Entering the fieldwork site
You’ve prepared for months—almost a year. Now the moment is here: you’re on your way to the fieldwork site. Excited? Nervous? Maybe a bit of both?
Familiar ground, new direction
Instead of the summer of 2020, I’m setting foot in the field in March 2022. It feels good. Familiar, yet full of new possibilities. I’ve done fieldwork in Morocco before, but never in Oujda, and never on this topic: death and burial. My student assistant and I board the night train from Rabat, heading east toward the Algerian border. There’s something special about watching a new landscape unfold at dawn—when the sun is just returning—knowing you’re almost there.
Arriving at the border
And yet, the excitement is also tempered by the Russian invasion of Ukraine just a week ago, a stark reminder of the world's fragility.
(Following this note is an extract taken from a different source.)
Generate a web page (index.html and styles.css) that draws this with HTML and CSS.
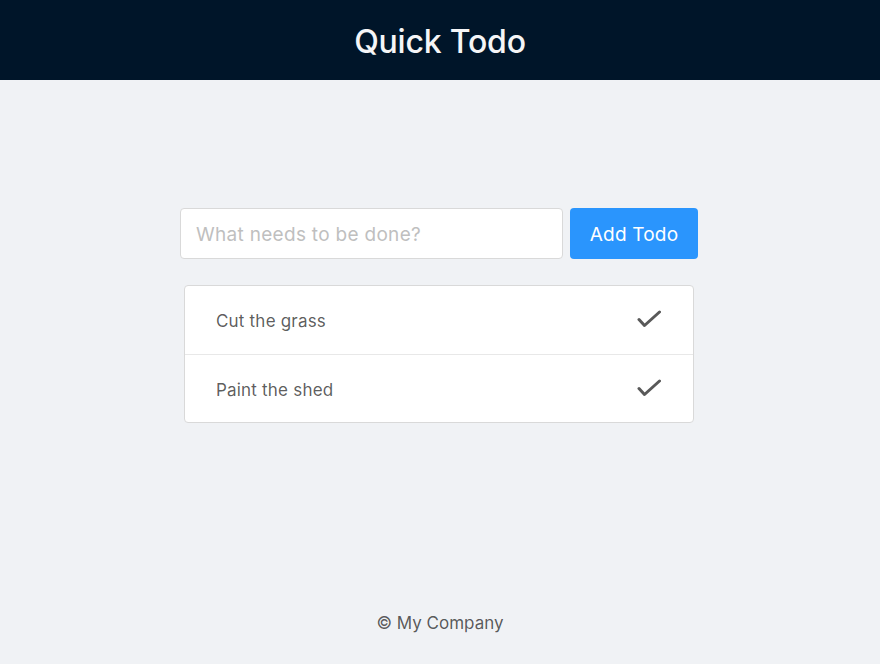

I’m fully aware that while we’re heading toward the border from the west, there are people risking their lives trying to cross it from the other side—a powerful, if sobering, reflection of the title of our research project.
And as we sit, hungry, having breakfast in a bar called Marhaba—“welcome” in Arabic—the irony weighs heavily. The key informant we are about to meet had told us about the migrants they buried just a few weeks earlier. I had seen the video of that burial online; it’s what led me to contact him. They died of hunger and thirst.